Disclosure Innovations in Advertising and Other Communications

OCT 04, 2019 | PRACTUS LLP

Disclosure Innovations in Advertising and Other Communications

By Ethan Corey, Practus Partner & Attorney

On September 19, 2019, the Financial Industry Regulatory Authority (FINRA) issued Regulatory Notice 19-31 – Disclosure Innovations in Advertising and Other Communications with the Public (RN 19-31).  RN 19-31 supplements past FINRA guidance on the application of the communications rules to social media and electronic communications.  It responds to questions that FINRA has received from members about how they can comply with FINRA rules when communicating with customers—particularly when using websites, email and other electronic media—while ensuring fair and balanced presentations.  FINRA states in RN 19-31 that it seeks to cooperate with members to improve the effectiveness of disclosure and is interested in ways that members can make communications more interesting and informative.

illustration of 3 colorful rainbow hands holding mobile devices

Innovative Design Techniques

FINRA encouraged members to use innovative design techniques.  RN 19-31 stated that “[m]embers may use technology to customize the level of explanation and information provided in communications.”  FINRA noted that a mobile app may provide the user with the ability to choose whether to view an item of information each time it visits the app or to bypass that item on subsequent visits. 

FINRA also acknowledged that members may design communications so that users may tailor the manner in which they obtain information.  It noted that some communications give the user the option to view information in narrative or tabular format while other communications are made available through video, audio or transcript.  FINRA also encouraged non-verbal techniques, such as icons, illustrations, cartoons, animations, short videos, pictograms, chime notifications, vibration notifications and other media or emerging technologies to alert investors about important information.

Streamlining Disclosures in Marketing Materials

FINRA noted that its rules do not mandate many disclosures that currently appear in marketing materials.  It reminded members that disclosures not required for rule compliance should not inhibit an investor’s understanding of the required information.  FINRA encouraged members to consider how to utilize electronic media and design innovations in order to present disclosures not required by FINRA rules, such as disclaimers related to business relationships or disclosure about intellectual property, without detracting from FINRA-required disclosures.

Disclosure of Risks in Communications Not Discussing Rewards Related to those Risks

RN 19-31 reminded FINRA members that they do not need to disclose each possible risk and warning relevant to a product or service.  FINRA encouraged members to tie risks, costs or drawbacks disclosed to the benefits promoted in the communication.

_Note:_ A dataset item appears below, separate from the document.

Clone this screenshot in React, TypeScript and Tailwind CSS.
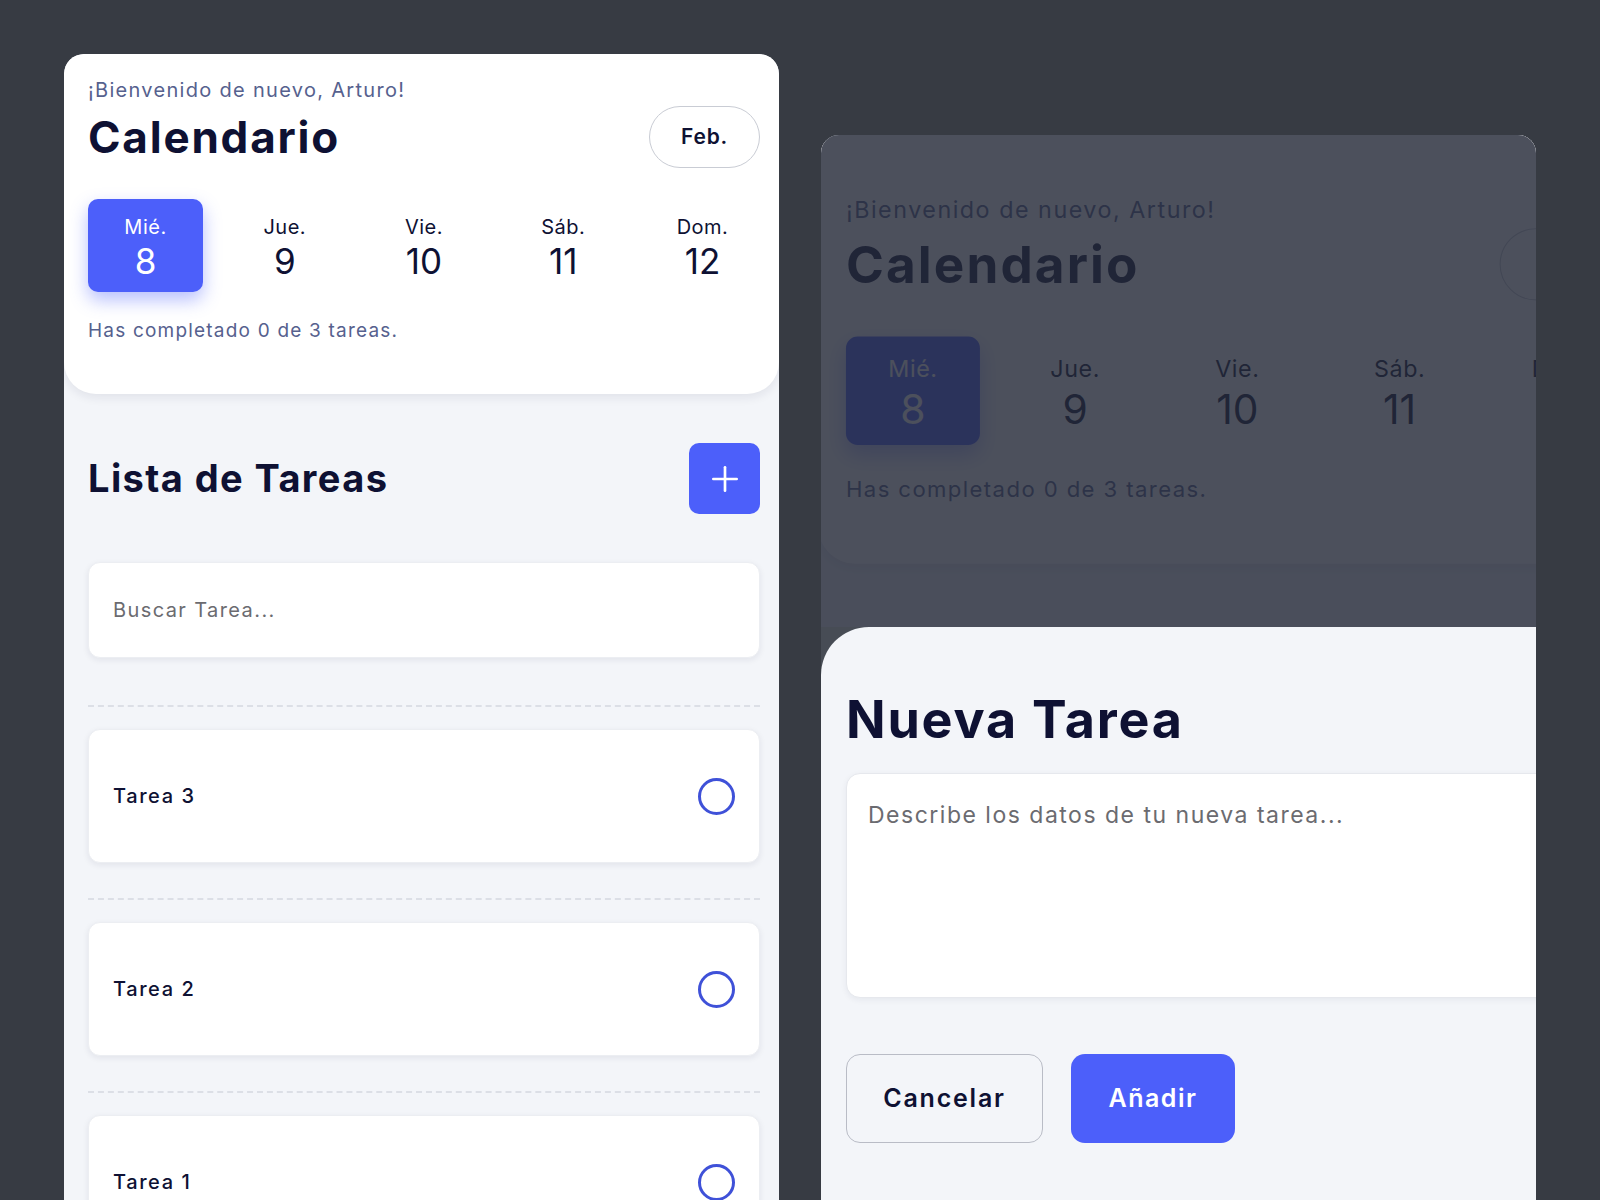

Disclosures Integrated into a Body of a Marketing Message or Other Communication

RN 19-31 noted that a risk communication integrated into the body of a marketing message may be shorter than a comparable disclosure relegated to footnotes or bundled with other risk disclosures.  FINRA encouraged members to consider whether information traditionally relegated to footnotes, hedge clauses or disclaimers can instead be integrated into the body of a marketing message.

Disclosures for Educational Materials, Reference Resources or Other Non-Promotional Communications

Communications Requiring Little or No Additional Disclosures 

  1. Brand communications: Brand communications that only acquaint investors with a firm’s name and the fact that it offers financial services.
  2. Reference resources: Websites, apps or other reference resources that provide information generally intended to assist investors with investment decisions and not “pushed” to investors. 

Communications Requiring Limited Additional Disclosures 

  1. Educational communications: Communications that promote financial literacy, such as a website that explains different types of securities and how markets work, but does not promote specific securities or services may require only a simple statement noting that securities involve risks and an offer to provide additional information. 
  2. Post-sale communications: Communications to investors that discuss the product purchased by the investor, such as changes to the product’s portfolio or information about how the product has responded to changes in market conditions typically do not require the same extent of disclosure as pre-sale communications.

Conclusion

While RN 19-31 on its face is focused on electronic communications with consumers, much of its guidance applies with equal force to traditional paper-based communications.  To be sure, portions of RN 19-31 apply solely to electronic communications – in particular, guidance regarding the design and features of mobile apps, as well as non-verbal communication techniques.  However, suggestions regarding the presentation and content of required disclosures and guidance regarding the content of risk disclosures in particular types of communications apply to all types of communications, regardless of the media used.  

Practus, LLP provides this information as a service to clients and others for educational purposes only. It should not be construed or relied on as legal advice or to create an attorney-client relationship. Readers should not act upon this information without seeking advice from professional advisers.